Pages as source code

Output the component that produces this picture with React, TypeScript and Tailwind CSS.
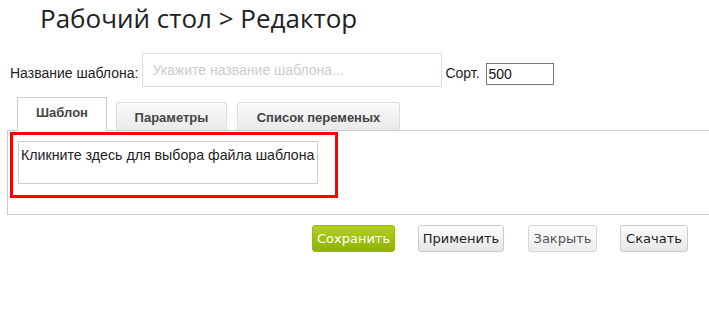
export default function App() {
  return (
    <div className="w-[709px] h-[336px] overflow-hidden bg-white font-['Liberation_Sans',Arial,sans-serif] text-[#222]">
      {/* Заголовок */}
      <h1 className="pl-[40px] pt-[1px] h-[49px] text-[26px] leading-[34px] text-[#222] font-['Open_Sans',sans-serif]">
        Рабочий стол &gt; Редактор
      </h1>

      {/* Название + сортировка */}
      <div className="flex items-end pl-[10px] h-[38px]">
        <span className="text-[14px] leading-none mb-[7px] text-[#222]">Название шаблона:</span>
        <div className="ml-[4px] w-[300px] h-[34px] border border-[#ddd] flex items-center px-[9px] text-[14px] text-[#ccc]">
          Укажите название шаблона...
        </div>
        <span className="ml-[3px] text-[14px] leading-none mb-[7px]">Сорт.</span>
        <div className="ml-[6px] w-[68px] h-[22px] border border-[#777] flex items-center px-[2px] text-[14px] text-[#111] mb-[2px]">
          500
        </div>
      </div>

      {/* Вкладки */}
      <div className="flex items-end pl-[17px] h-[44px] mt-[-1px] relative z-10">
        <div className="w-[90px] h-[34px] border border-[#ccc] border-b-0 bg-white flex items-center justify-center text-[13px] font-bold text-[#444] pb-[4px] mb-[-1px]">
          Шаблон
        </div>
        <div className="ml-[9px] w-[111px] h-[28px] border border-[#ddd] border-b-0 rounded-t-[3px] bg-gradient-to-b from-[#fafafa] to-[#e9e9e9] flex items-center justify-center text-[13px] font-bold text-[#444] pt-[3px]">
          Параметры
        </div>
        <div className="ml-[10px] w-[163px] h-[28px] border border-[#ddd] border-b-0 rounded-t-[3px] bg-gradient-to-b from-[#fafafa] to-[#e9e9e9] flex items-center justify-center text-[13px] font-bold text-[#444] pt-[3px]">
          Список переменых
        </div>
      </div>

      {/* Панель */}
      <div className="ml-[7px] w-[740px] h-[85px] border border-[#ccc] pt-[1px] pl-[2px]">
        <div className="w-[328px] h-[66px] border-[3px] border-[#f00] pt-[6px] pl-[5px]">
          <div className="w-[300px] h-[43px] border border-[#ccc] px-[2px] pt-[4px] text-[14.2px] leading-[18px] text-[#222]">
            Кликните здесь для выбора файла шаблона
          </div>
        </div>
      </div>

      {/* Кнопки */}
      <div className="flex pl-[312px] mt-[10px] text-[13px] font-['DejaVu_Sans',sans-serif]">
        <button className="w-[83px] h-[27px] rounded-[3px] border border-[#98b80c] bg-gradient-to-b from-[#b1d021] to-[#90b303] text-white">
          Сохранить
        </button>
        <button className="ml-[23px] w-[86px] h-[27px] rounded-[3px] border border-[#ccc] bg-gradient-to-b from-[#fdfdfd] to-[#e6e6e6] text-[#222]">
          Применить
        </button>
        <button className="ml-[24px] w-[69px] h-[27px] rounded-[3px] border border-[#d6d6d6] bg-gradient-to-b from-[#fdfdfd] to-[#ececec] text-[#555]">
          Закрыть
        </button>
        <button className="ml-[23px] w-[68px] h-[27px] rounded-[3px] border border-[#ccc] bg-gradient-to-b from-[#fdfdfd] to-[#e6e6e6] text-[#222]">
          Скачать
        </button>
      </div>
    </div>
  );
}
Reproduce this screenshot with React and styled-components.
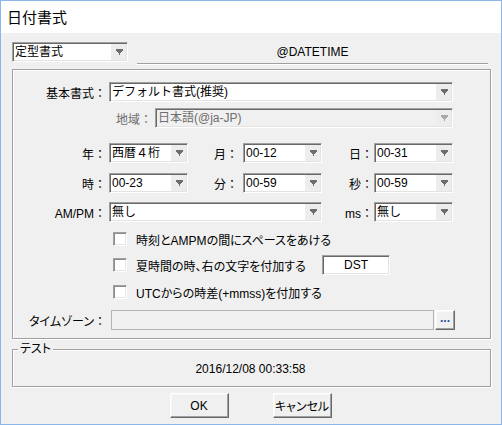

== THE EXERCISE ==
Each line above is to be copied verbatim. Drop any image from the copy.

== WRITTEN ANSWER ==
Output the component that produces this picture with React, TypeScript and Tailwind CSS.
export default function App() {
  return (
    <div className="w-[709px] h-[336px] overflow-hidden bg-white font-['Liberation_Sans',Arial,sans-serif] text-[#222]">
      {/* Заголовок */}
      <h1 className="pl-[40px] pt-[1px] h-[49px] text-[26px] leading-[34px] text-[#222] font-['Open_Sans',sans-serif]">
        Рабочий стол &gt; Редактор
      </h1>

      {/* Название + сортировка */}
      <div className="flex items-end pl-[10px] h-[38px]">
        <span className="text-[14px] leading-none mb-[7px] text-[#222]">Название шаблона:</span>
        <div className="ml-[4px] w-[300px] h-[34px] border border-[#ddd] flex items-center px-[9px] text-[14px] text-[#ccc]">
          Укажите название шаблона...
        </div>
        <span className="ml-[3px] text-[14px] leading-none mb-[7px]">Сорт.</span>
        <div className="ml-[6px] w-[68px] h-[22px] border border-[#777] flex items-center px-[2px] text-[14px] text-[#111] mb-[2px]">
          500
        </div>
      </div>

      {/* Вкладки */}
      <div className="flex items-end pl-[17px] h-[44px] mt-[-1px] relative z-10">
        <div className="w-[90px] h-[34px] border border-[#ccc] border-b-0 bg-white flex items-center justify-center text-[13px] font-bold text-[#444] pb-[4px] mb-[-1px]">
          Шаблон
        </div>
        <div className="ml-[9px] w-[111px] h-[28px] border border-[#ddd] border-b-0 rounded-t-[3px] bg-gradient-to-b from-[#fafafa] to-[#e9e9e9] flex items-center justify-center text-[13px] font-bold text-[#444] pt-[3px]">
          Параметры
        </div>
        <div className="ml-[10px] w-[163px] h-[28px] border border-[#ddd] border-b-0 rounded-t-[3px] bg-gradient-to-b from-[#fafafa] to-[#e9e9e9] flex items-center justify-center text-[13px] font-bold text-[#444] pt-[3px]">
          Список переменых
        </div>
      </div>

      {/* Панель */}
      <div className="ml-[7px] w-[740px] h-[85px] border border-[#ccc] pt-[1px] pl-[2px]">
        <div className="w-[328px] h-[66px] border-[3px] border-[#f00] pt-[6px] pl-[5px]">
          <div className="w-[300px] h-[43px] border border-[#ccc] px-[2px] pt-[4px] text-[14.2px] leading-[18px] text-[#222]">
            Кликните здесь для выбора файла шаблона
          </div>
        </div>
      </div>

      {/* Кнопки */}
      <div className="flex pl-[312px] mt-[10px] text-[13px] font-['DejaVu_Sans',sans-serif]">
        <button className="w-[83px] h-[27px] rounded-[3px] border border-[#98b80c] bg-gradient-to-b from-[#b1d021] to-[#90b303] text-white">
          Сохранить
        </button>
        <button className="ml-[23px] w-[86px] h-[27px] rounded-[3px] border border-[#ccc] bg-gradient-to-b from-[#fdfdfd] to-[#e6e6e6] text-[#222]">
          Применить
        </button>
        <button className="ml-[24px] w-[69px] h-[27px] rounded-[3px] border border-[#d6d6d6] bg-gradient-to-b from-[#fdfdfd] to-[#ececec] text-[#555]">
          Закрыть
        </button>
        <button className="ml-[23px] w-[68px] h-[27px] rounded-[3px] border border-[#ccc] bg-gradient-to-b from-[#fdfdfd] to-[#e6e6e6] text-[#222]">
          Скачать
        </button>
      </div>
    </div>
  );
}
Reproduce this screenshot with React and styled-components.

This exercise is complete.